AVAILABLE RECORDS:

————————

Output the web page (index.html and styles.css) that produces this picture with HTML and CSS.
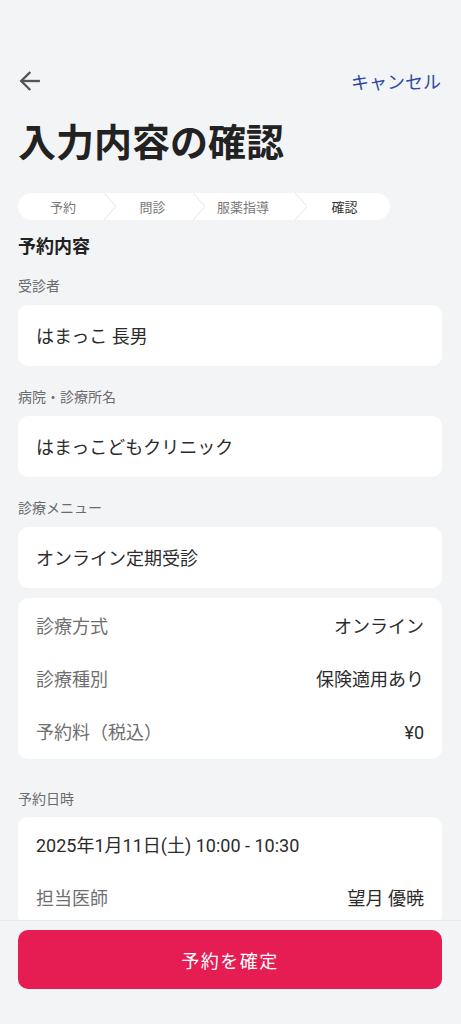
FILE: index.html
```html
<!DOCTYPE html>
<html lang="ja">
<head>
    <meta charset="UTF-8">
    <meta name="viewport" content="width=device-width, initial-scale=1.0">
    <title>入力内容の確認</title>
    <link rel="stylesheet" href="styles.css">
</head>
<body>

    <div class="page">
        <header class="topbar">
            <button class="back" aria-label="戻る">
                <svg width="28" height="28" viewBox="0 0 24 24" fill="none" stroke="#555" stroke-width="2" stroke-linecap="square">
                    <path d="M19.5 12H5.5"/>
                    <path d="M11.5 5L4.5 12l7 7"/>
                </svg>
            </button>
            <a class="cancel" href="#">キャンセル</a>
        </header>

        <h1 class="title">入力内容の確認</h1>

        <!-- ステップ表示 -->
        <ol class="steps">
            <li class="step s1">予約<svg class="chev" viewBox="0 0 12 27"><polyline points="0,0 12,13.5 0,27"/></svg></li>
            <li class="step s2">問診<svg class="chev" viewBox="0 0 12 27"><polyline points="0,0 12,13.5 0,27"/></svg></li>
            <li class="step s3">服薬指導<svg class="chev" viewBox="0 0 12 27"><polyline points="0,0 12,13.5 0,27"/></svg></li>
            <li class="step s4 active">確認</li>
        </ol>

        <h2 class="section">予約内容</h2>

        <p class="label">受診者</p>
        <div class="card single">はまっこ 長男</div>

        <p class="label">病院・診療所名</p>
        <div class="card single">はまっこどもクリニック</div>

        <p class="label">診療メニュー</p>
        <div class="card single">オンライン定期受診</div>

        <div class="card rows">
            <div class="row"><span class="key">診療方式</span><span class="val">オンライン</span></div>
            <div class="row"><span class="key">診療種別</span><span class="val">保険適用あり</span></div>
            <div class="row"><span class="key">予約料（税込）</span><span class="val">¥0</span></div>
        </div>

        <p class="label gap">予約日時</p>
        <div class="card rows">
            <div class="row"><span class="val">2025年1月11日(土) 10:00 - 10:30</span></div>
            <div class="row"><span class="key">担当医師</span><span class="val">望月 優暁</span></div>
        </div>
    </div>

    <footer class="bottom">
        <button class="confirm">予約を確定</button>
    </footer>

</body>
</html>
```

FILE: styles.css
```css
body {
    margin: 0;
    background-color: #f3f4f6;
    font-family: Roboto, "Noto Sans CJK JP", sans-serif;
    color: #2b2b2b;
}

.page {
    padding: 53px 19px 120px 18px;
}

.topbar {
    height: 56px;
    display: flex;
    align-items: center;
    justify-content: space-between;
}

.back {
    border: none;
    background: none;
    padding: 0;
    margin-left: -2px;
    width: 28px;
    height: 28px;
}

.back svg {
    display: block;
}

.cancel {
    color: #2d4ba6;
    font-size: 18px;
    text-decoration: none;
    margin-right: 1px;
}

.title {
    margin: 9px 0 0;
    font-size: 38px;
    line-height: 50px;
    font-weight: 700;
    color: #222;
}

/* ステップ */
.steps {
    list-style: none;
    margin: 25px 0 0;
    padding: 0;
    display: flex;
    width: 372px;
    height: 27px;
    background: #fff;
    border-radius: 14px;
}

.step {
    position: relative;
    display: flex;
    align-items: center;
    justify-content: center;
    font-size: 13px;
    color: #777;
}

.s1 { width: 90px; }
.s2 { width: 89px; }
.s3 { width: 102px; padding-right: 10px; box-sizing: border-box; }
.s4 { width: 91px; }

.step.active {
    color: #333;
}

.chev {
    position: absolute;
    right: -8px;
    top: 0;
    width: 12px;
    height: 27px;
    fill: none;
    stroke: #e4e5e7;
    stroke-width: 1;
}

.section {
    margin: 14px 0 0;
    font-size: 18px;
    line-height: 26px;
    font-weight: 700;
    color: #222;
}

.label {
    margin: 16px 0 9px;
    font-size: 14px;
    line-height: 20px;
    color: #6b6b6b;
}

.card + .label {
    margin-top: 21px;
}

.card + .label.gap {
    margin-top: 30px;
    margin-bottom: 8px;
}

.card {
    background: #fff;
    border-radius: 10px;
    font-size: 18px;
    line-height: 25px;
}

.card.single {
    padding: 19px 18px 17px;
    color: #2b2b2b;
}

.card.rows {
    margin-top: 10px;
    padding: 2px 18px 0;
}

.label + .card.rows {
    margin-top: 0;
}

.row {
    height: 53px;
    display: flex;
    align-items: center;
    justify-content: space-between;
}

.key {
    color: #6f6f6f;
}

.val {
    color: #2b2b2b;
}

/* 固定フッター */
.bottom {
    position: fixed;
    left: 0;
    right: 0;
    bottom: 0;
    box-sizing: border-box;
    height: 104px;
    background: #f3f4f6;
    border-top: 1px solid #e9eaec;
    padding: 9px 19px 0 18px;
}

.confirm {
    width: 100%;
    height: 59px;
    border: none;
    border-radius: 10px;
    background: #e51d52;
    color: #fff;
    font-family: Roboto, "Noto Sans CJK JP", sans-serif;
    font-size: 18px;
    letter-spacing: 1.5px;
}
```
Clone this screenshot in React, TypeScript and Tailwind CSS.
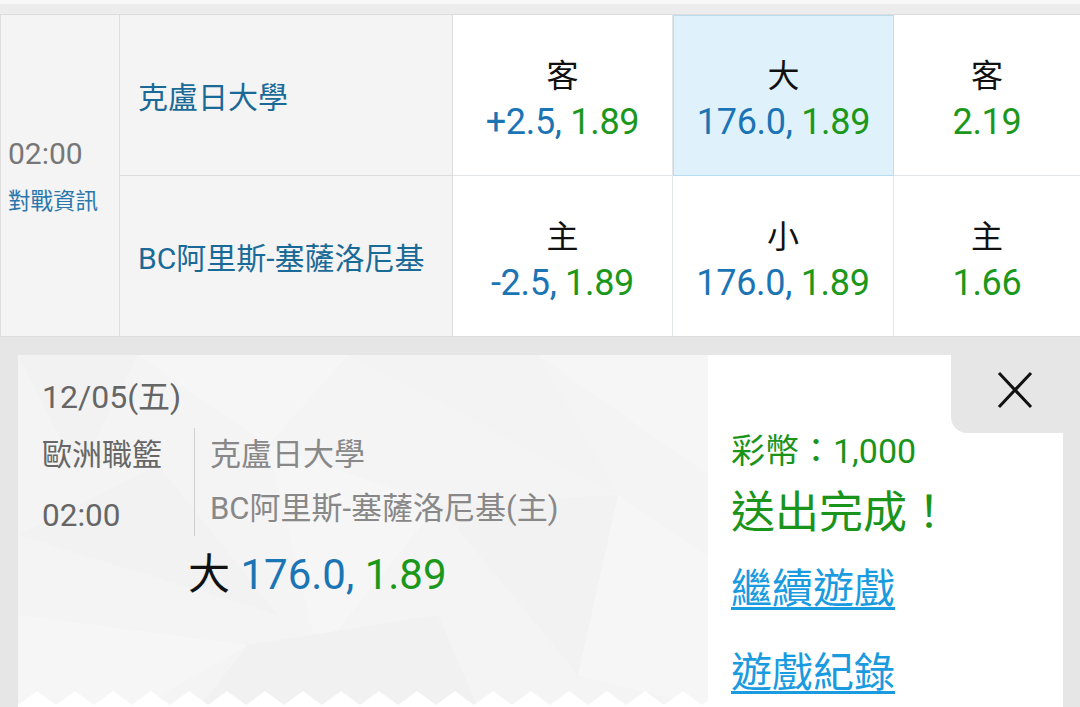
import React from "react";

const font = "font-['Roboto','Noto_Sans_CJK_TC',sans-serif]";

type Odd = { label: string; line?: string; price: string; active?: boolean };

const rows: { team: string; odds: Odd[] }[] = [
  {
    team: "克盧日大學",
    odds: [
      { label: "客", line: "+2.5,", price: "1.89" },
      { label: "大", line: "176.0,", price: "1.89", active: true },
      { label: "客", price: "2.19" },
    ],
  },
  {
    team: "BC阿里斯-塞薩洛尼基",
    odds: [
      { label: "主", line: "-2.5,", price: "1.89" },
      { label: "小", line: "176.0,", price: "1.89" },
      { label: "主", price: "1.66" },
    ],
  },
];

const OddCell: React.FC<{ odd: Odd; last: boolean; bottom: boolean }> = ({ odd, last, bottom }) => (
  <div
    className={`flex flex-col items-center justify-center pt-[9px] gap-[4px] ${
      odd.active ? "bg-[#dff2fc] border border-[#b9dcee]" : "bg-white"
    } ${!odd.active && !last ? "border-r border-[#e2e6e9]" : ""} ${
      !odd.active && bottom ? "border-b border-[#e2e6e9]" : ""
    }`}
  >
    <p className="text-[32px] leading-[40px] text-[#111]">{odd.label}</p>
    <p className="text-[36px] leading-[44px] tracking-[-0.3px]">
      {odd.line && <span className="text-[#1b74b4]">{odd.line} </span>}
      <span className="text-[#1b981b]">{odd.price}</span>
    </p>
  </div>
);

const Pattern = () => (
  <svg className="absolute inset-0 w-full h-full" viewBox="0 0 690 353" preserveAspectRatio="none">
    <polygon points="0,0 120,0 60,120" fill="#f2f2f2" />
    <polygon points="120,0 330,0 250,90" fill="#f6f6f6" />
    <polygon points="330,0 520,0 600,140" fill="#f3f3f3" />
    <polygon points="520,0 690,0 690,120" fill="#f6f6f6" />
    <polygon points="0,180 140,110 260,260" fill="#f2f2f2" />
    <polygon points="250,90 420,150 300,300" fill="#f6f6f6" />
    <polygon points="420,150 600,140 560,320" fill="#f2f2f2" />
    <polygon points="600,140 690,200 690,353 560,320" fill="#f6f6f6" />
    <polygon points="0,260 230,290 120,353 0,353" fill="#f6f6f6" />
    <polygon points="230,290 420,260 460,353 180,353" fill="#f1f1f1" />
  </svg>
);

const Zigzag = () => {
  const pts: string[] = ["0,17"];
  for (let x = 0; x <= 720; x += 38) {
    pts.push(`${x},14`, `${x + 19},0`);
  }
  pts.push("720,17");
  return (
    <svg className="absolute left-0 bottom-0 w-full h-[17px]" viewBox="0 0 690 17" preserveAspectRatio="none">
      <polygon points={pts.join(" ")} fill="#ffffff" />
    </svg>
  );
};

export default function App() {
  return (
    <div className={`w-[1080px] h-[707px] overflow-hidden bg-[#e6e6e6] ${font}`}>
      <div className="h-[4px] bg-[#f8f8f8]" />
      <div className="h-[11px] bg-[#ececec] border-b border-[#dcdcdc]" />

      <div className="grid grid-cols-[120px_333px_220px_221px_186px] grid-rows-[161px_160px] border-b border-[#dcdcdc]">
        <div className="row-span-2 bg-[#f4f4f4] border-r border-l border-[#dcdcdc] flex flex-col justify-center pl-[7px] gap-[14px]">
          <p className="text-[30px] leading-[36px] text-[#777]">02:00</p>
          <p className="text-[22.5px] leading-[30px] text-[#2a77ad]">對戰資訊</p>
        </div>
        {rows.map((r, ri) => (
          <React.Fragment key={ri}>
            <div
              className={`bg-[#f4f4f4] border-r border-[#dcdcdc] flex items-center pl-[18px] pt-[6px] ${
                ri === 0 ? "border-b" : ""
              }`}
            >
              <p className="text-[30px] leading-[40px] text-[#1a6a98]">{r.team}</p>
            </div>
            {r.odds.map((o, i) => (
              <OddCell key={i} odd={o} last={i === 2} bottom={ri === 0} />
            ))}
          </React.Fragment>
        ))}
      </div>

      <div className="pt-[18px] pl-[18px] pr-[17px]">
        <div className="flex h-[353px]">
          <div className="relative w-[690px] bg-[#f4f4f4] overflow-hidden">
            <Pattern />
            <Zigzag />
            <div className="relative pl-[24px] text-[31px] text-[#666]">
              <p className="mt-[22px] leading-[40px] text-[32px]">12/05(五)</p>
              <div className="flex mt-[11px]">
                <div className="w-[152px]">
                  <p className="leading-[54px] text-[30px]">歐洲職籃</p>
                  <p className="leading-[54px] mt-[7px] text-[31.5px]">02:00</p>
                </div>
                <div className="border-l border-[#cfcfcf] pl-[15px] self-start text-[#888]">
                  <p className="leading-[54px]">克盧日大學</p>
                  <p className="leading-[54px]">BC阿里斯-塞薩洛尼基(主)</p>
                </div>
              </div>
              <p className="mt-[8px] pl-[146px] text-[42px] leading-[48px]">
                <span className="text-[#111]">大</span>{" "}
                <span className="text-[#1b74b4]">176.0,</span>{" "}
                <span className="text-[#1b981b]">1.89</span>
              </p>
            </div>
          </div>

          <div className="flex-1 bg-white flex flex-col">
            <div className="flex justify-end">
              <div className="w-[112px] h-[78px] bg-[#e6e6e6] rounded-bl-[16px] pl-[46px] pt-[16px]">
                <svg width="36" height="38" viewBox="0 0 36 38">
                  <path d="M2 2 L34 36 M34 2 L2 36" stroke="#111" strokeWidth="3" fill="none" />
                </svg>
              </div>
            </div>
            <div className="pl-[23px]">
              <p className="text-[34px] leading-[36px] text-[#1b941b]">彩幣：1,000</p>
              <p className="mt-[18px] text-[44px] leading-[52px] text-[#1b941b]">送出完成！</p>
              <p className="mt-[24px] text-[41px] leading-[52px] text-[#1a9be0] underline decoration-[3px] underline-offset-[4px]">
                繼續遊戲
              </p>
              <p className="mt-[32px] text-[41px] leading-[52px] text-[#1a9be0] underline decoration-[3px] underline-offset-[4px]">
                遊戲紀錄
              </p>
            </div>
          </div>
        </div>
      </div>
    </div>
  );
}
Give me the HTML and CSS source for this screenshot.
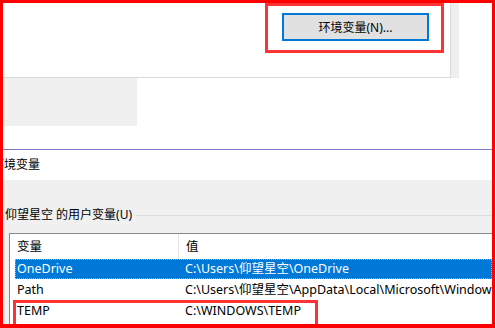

————————

EXERCISE:
Looking at the listing above, how many of its lines contain the string "screenshot"? Give the number alone.

COMPLETED EXERCISE:
2